Cold winter days see a change in eating habits -- hot, spicy foods are more popular and so are the deep fried ones, hot out of the oil and on to your plate. Among these are fish specialties and to cater to the demand, all around town vendors can be found selling different varieties on trolley’s or Suzukis, especially around the Rawal Dam area. Fried fish covered in gram flour, mixed with different spices and deep fried is very popular with those who relish its taste and long queues are seen in the evenings at those outlets which prepare it. Fish lovers say there is nothing like a hot ‘naan’ and fried fish to satisfy their taste buds and though it’s on the expensive side hotels selling it usually run out before closing shop! Fish curry is also liked but is not favoured as much and is more of a home cooked dish.
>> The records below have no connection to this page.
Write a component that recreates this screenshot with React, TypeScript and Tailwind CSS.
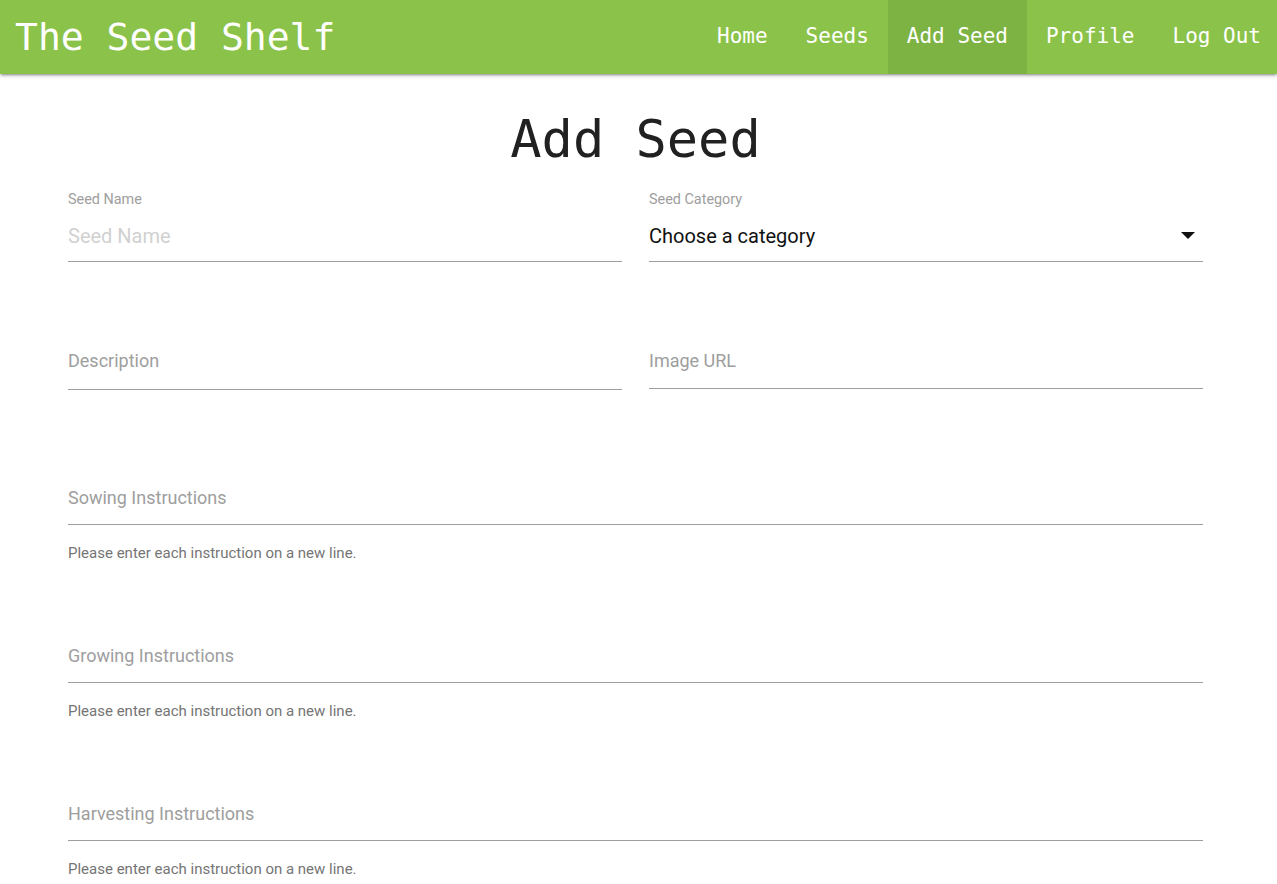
import React from 'react';

const navLinks = ['Home', 'Seeds', 'Add Seed', 'Profile', 'Log Out'];

const mono = { fontFamily: '"DejaVu Sans Mono", "Liberation Mono", monospace' };

function NavBar() {
  return (
    <header
      className="h-[74px] bg-[#8bc34a] flex items-center justify-between text-white shadow-[0_2px_2px_0_rgba(0,0,0,0.14),0_3px_1px_-2px_rgba(0,0,0,0.12),0_1px_5px_0_rgba(0,0,0,0.2)] relative z-10"
      style={mono}
    >
      <span className="pl-[15px] text-[38px] leading-none">The Seed Shelf</span>
      <nav className="flex h-full">
        {navLinks.map((link) => (
          <a
            key={link}
            className={`h-full flex items-center px-[19px] text-[21px] last:pr-[16px] ${
              link === 'Add Seed' ? 'bg-[#7cb342]' : ''
            }`}
          >
            {link}
          </a>
        ))}
      </nav>
    </header>
  );
}

function InstructionField({ label, first }: { label: string; first?: boolean }) {
  return (
    <div className={first ? 'mt-[81px]' : 'mt-[66px]'}>
      <div className="h-[54px] flex items-center border-b border-[#9e9e9e] text-[18px] text-[#9e9e9e]">
        {label}
      </div>
      <p className="mt-[18px] h-[20px] leading-[20px] text-[15px] text-[#757575]">
        Please enter each instruction on a new line.
      </p>
    </div>
  );
}

export default function App() {
  return (
    <div className="min-h-screen bg-white" style={{ fontFamily: 'Roboto, "Noto Sans", sans-serif' }}>
      <NavBar />

      <main className="pl-[68px] pr-[74px] pb-10">
        <h2 className="mt-[39px] text-center text-[52px] leading-[52px] text-[#212121]" style={mono}>
          Add Seed
        </h2>

        {/* first row: name and category */}
        <div className="grid grid-cols-2 gap-[27px] mt-[25px]">
          <div>
            <label className="block h-[20px] leading-[20px] text-[14.4px] text-[#9e9e9e]">Seed Name</label>
            <div className="h-[52px] flex items-center border-b border-[#9e9e9e] text-[20px] text-[#d1d1d1]">
              Seed Name
            </div>
          </div>
          <div>
            <label className="block h-[20px] leading-[19px] text-[14.4px] text-[#9e9e9e]">Seed Category</label>
            <div className="h-[52px] flex items-center justify-between border-b border-[#9e9e9e] text-[20px] text-[#111]">
              <span>Choose a category</span>
              <svg width="14" height="7" viewBox="0 0 14 7" className="mr-[8px]">
                <path d="M0 0 L14 0 L7 7 Z" fill="#111" />
              </svg>
            </div>
          </div>
        </div>

        {/* second row: description and image */}
        <div className="grid grid-cols-2 gap-[27px] mt-[70px]">
          <div className="h-[58px] flex items-center border-b border-[#9e9e9e] text-[18px] text-[#9e9e9e]">
            Description
          </div>
          <div className="h-[57px] flex items-center border-b border-[#9e9e9e] text-[18px] text-[#9e9e9e]">
            Image URL
          </div>
        </div>

        <div>
          <InstructionField label="Sowing Instructions" first />
          <InstructionField label="Growing Instructions" />
          <InstructionField label="Harvesting Instructions" />
        </div>
      </main>
    </div>
  );
}
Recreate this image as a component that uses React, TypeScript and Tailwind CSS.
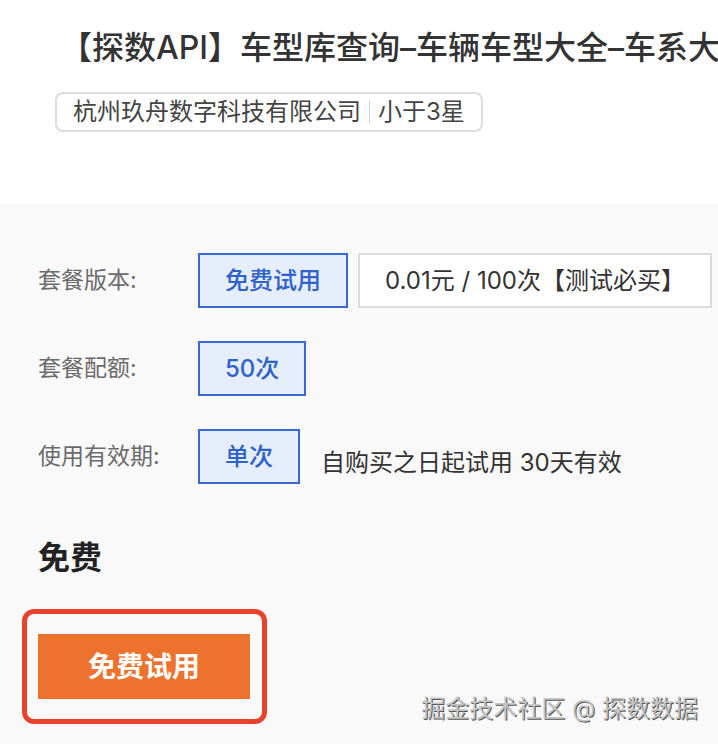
import React from "react";

const FONT = 'Inter, "Noto Sans CJK SC", "Noto Sans", sans-serif';

function Opt({
  children,
  active,
}: {
  children: React.ReactNode;
  active?: boolean;
}) {
  return (
    <div
      className={
        active
          ? "h-[55px] shrink-0 px-[25px] flex items-center border-2 border-[#3868d6] bg-[#e6eefc] text-[#2f62cc] text-[24px] font-medium leading-none whitespace-nowrap"
          : "h-[55px] shrink-0 px-[25px] flex items-center border-2 border-[#dcdcdc] bg-white text-[#333] text-[24px] leading-none whitespace-nowrap"
      }
    >
      {children}
    </div>
  );
}

function Row({
  label,
  children,
}: {
  label: string;
  children: React.ReactNode;
}) {
  return (
    <div className="flex items-center">
      <div className="w-[160px] shrink-0 text-[23px] text-[#6b6b6b] leading-none whitespace-nowrap">
        {label}
      </div>
      <div className="flex items-center gap-[10px]">{children}</div>
    </div>
  );
}

export default function App() {
  return (
    <div
      className="relative w-full h-[744px] overflow-hidden bg-white flex flex-col"
      style={{ fontFamily: FONT }}
    >
      <div className="h-[204px] shrink-0 pl-[60px] pt-[26px] overflow-hidden">
        <div className="text-[32px] leading-[44px] font-medium text-[#333] whitespace-nowrap">
          【探数API】车型库查询–车辆车型大全–车系大全–车型配置查询
        </div>
        <div className="mt-[22px] -ml-[5px] inline-flex items-center h-[40px] px-[16px] border-2 border-[#dddddd] rounded-lg text-[24px] text-[#444] leading-none whitespace-nowrap">
          <span>杭州玖舟数字科技有限公司</span>
          <span className="mx-[8px] w-px h-[24px] bg-[#d6d6d6]" />
          <span>小于3星</span>
        </div>
      </div>

      <div className="flex-1 bg-[#f9f9f9] pl-[38px] pt-[49px] flex flex-col">
        <div className="flex flex-col gap-[33px]">
          <Row label="套餐版本:">
            <Opt active>免费试用</Opt>
            <Opt>0.01元 / 100次【测试必买】</Opt>
            <Opt>1元 / 1000次</Opt>
          </Row>
          <Row label="套餐配额:">
            <Opt active>50次</Opt>
          </Row>
          <Row label="使用有效期:">
            <Opt active>单次</Opt>
            <div className="ml-[11px] mt-[12px] text-[24px] text-[#333] leading-none whitespace-nowrap">
              自购买之日起试用 30天有效
            </div>
          </Row>
        </div>

        <div className="mt-[52px] text-[32px] leading-[44px] font-bold text-[#222]">
          免费
        </div>

        <div className="mt-[29px] -ml-[16px] self-start border-[5px] border-[#e8412c] rounded-[12px] pl-[11px] pr-[12px] pt-[20px] pb-[20px]">
          <button className="w-[212px] h-[65px] bg-[#ec722e] text-white text-[28px] font-bold flex items-center justify-center leading-none">
            免费试用
          </button>
        </div>
      </div>

      <div className="absolute right-[20px] top-[694px] text-[24px] leading-[30px] text-[#c4c4c4] whitespace-nowrap [text-shadow:1px_1px_0_#555]">
        掘金技术社区 @ 探数数据
      </div>
    </div>
  );
}
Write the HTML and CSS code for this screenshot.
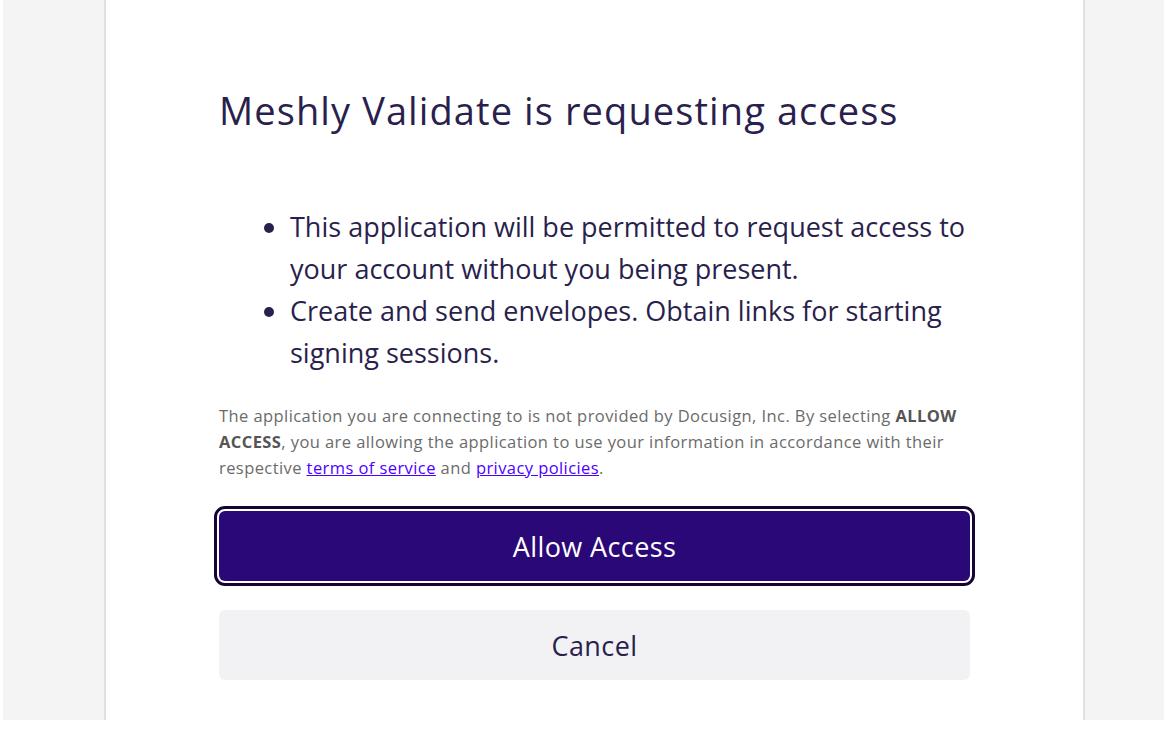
FILE: index.html
```html
<!DOCTYPE html>
<html lang="en">
<head>
    <meta charset="UTF-8">
    <meta name="viewport" content="width=device-width, initial-scale=1.0">
    <title>Meshly Validate is requesting access</title>
    <link rel="stylesheet" href="styles.css">
</head>
<body>
    <div class="page">
        <div class="consent-card">
            <h1 class="consent-title">Meshly Validate is requesting access</h1>

            <ul class="scope-list">
                <li>This application will be permitted to request access to your account without you being present.</li>
                <li>Create and send envelopes. Obtain links for starting signing sessions.</li>
            </ul>

            <p class="disclaimer">
                The application you are connecting to is not provided by Docusign, Inc. By selecting <strong>ALLOW ACCESS</strong>, you are allowing the application to use your information in accordance with their respective <a href="#">terms of service</a> and <a href="#">privacy policies</a>.
            </p>

            <div class="actions">
                <button class="btn btn-primary" type="button">Allow Access</button>
                <button class="btn btn-secondary" type="button">Cancel</button>
            </div>
        </div>
    </div>
</body>
</html>
```

FILE: styles.css
```css
html, body {
    margin: 0;
    padding: 0;
    background: #fff;
}

body {
    font-family: "Open Sans", "Noto Sans", sans-serif;
    color: #2a1f4d;
    padding: 0 0 10px 3px;
}

.page {
    background-color: #f4f4f4;
    height: 720px;
    padding-left: 101px;
    overflow: hidden;
}

.consent-card {
    width: 981px;
    height: 720px;
    background: #fff;
    border-left: 2px solid #e0e0e0;
    border-right: 2px solid #e0e0e0;
    padding: 0 113px 0 113px;
    box-sizing: border-box;
}

.consent-title {
    margin: 0;
    padding-top: 85px;
    font-size: 38px;
    font-weight: 400;
    line-height: 50px;
    letter-spacing: 1.1px;
    color: #2a1f4d;
}

.scope-list {
    margin: 71px 0 0;
    padding-left: 71px;
    font-size: 27px;
    line-height: 42px;
}

.disclaimer {
    margin: 29px 0 0;
    font-size: 16.5px;
    line-height: 26px;
    letter-spacing: 0.42px;
    color: #6b6b6b;
}

.disclaimer strong {
    color: #555;
}

.disclaimer a {
    color: #4c00ff;
}

.actions {
    display: flex;
    flex-direction: column;
    gap: 29px;
    margin-top: 30px;
}

.btn {
    height: 70px;
    border: none;
    border-radius: 6px;
    font-family: inherit;
    font-size: 27px;
    letter-spacing: 0.4px;
    cursor: pointer;
}

.btn-primary {
    background: #2b0878;
    color: #fff;
    outline: 3px solid #150532;
    outline-offset: 2px;
}

.btn-secondary {
    background: #f2f2f4;
    color: #2a1f4d;
}
```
Usually the ‘entrepreneur’ has a trolley full of fish of many sizes to lure customers. Some signs say the fish are from Mangla Dam; Rawal Lake; Tarbela Dam; Chasma Barrage and the ocean and while I do not want to disparage their efforts at earning an honest living, I have my doubts about the veracity of the claim as far as the ‘fresh’ fish from faraway places is concerned – they are more likely to be from a cold storage. They only ones that may be fresh are those from Rawal Lake, which is about an hour’s drive away and could yield a fresh stock - if you got up earlier than the crack of dawn and went fishing!
Experts or those who buy fish regularly know how to identify fresh fish by touch and by the colour of their eyes. Others have to depend on their gut instinct or the honesty of the vendor. In any case it’s better to be safe than sorry, because if the fish is even slightly off the consequences of eating it can be quite devastating. Knowing how to choose fresh fish is vital for your well being. Unless you caught the fish yourself, you really have no way of knowing exactly how fresh it is, but buying fresh fish is easy if you know what to look for. According to experts, here are tips on choosing fresh fish.
Look for bright, clear eyes. The eyes are the window to a truly fresh fish, for they fade quickly into gray dullness. Dull-eyed fish may be safe to eat, but they are past their prime. Next, take a look at the fish. Does it shine? Does it look metallic and clean? Or has it dulled or has discoloured patches on it? If so, it is marginal. Smell it. A fresh fish should smell like clean water or a little briny or even like cucumbers. Under no circumstances should you buy a nasty smelling fish. Cooking won't improve it. Lastly, look at the gills. They should be a rich red. If the fish is old, they will turn the colour of faded brick. No wonder someone coined the term ‘fishy’ for something or someone who is not quite right!